The process (3) obtains the starting material, 4,4'-dicyclohexylbiphenyl by using iron chloride, aluminum chloride or the like, which is difficult to regenerate and is highly corrosive, as a catalyst like the process (1) and by employing as a solvent nitrobenzene or carbon disulfide which is very dangerous due to its high inflammability and toxicity. Its industrial practice is therefore very troublesome. Moreover, oxidation of the starting material results in an oxidative loss of the expensive cyclohexyl groups. It is hence difficult to practise this process industrially.
The process (4) makes use of hydrogen fluoride and BF.sub.3, which are very corrosive, in order to obtain the starting material, i.e., the 4-alkyl-4'-formylbiphenyl. It is therefore necessary to use an expensive and corrosion-resistant reactor. This process is accompanied by another drawback that the purification of the resulting product is cumbersome, since di-substituted derivatives other than 4,4'-derivative are also formed.
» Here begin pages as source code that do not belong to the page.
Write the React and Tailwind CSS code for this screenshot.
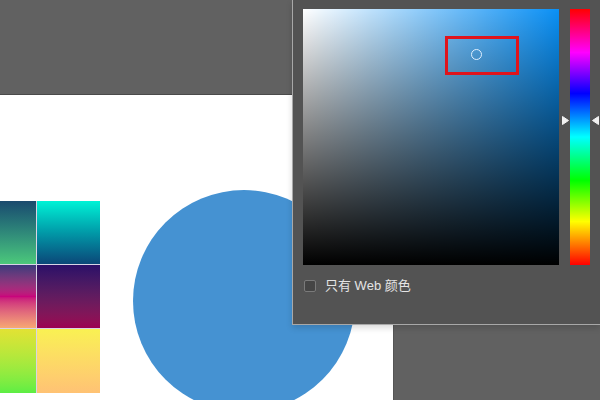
import React from 'react';

const swatches = [
  'from-[#1b4a6e] to-[#4cc97a]',
  'from-[#00f3d6] to-[#0b4778]',
  'from-[#3a3a7c] via-[#c8047c] to-[#f7a872]',
  'from-[#2c0e68] to-[#9c0052]',
  'from-[#e2e234] to-[#5cee44]',
  'from-[#f9f152] to-[#ffc274]',
];

const ColorPanel = () => {
  return (
    <div className="absolute right-0 top-0 w-[308px] h-[325px] bg-[#535353] border-l border-b border-[#a8a8a8] pl-[10px] pt-[9px] shadow-[0_3px_6px_rgba(0,0,0,0.15)]">
      <div className="flex">
        {/* saturation / brightness field */}
        <div className="relative w-[256px] h-[256px] bg-[#0a90f5]">
          <div className="absolute inset-0 bg-linear-to-r from-white to-transparent"></div>
          <div className="absolute inset-0 bg-linear-to-b from-transparent to-black"></div>
          <div className="absolute left-[142px] top-[27px] w-[74px] h-[39px] border-[3px] border-[#e0141c]"></div>
          <div className="absolute left-[168px] top-[40px] w-[11px] h-[11px] rounded-full border border-[#dfefff]"></div>
        </div>

        {/* hue strip */}
        <div className="relative ml-[11px] w-[20px] h-[256px] bg-[linear-gradient(to_bottom,#ff0000,#ff00ff_17%,#0000ff_33%,#00ffff_50%,#00ff00_67%,#ffff00_83%,#ff0000)]">
          <svg className="absolute left-[-8px] top-[107px]" width="7" height="9" viewBox="0 0 7 9">
            <path d="M0.5 0.5 L6.5 4.5 L0.5 8.5 Z" fill="#f2f2f2" strokeLinejoin="round" stroke="#f2f2f2" />
          </svg>
          <svg className="absolute right-[-9px] top-[107px]" width="7" height="9" viewBox="0 0 7 9">
            <path d="M6.5 0.5 L0.5 4.5 L6.5 8.5 Z" fill="#f2f2f2" strokeLinejoin="round" stroke="#f2f2f2" />
          </svg>
        </div>
      </div>

      <div className="flex items-center mt-[14px] ml-[1px]">
        <div className="w-[12px] h-[12px] rounded-[2px] bg-[#454545] border border-[#7a7a7a]"></div>
        <span
          className="ml-[9px] text-[13px] text-[#e4e4e4] leading-none"
          style={{ fontFamily: '"Liberation Sans", "Noto Sans CJK SC", sans-serif' }}
        >
          只有 Web 颜色
        </span>
      </div>
    </div>
  );
};

export default function App() {
  return (
    <div className="relative w-[600px] h-[400px] overflow-hidden bg-[#616161]">
      <div className="h-[95px] border-b border-[#4a4a4a]"></div>
      <div className="flex">
        <div className="relative w-[394px] h-[305px] bg-white overflow-hidden border-r border-[#555]">
          <div className="absolute left-[-27px] top-[106px] grid grid-cols-[63px_63px] grid-rows-[63px_63px_64px] gap-px bg-[#d8d4e6]">
            {swatches.map((c, i) => (
              <div key={i} className={`bg-linear-to-b ${c}`}></div>
            ))}
          </div>
          <div className="absolute left-[133px] top-[95px] w-[222px] h-[222px] rounded-full bg-[#4592d2]"></div>
        </div>
      </div>
      <ColorPanel />
    </div>
  );
}
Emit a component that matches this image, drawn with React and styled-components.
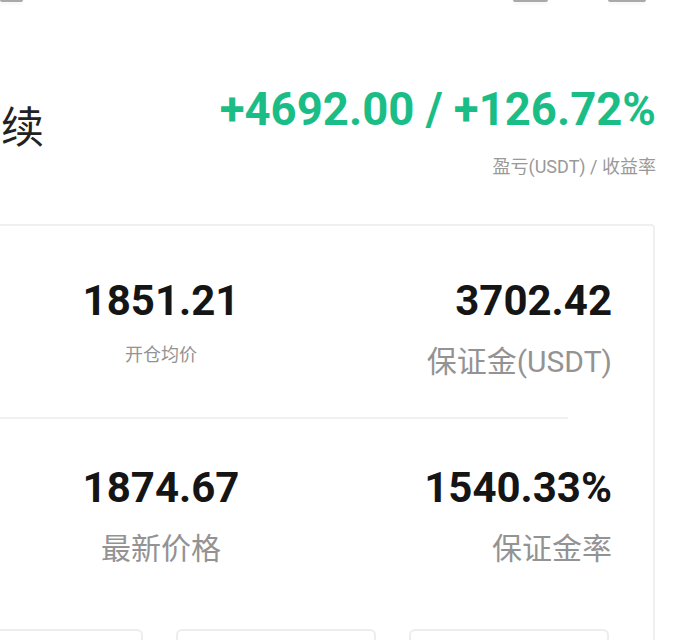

The above-described processes, which have heretofore been proposed as processes for the preparation of biphenyl-4,4'-dicarboxylic acid, are accompanied by their own drawbacks. A great deal of effrts has been exercised to overcome such drawbacks. No satisfactory effects have however been achieved to date. Accordingly, the high price of biphenyl-4,4'-dicarboxylic acid still remains as an obstacle for the expansion of its application field.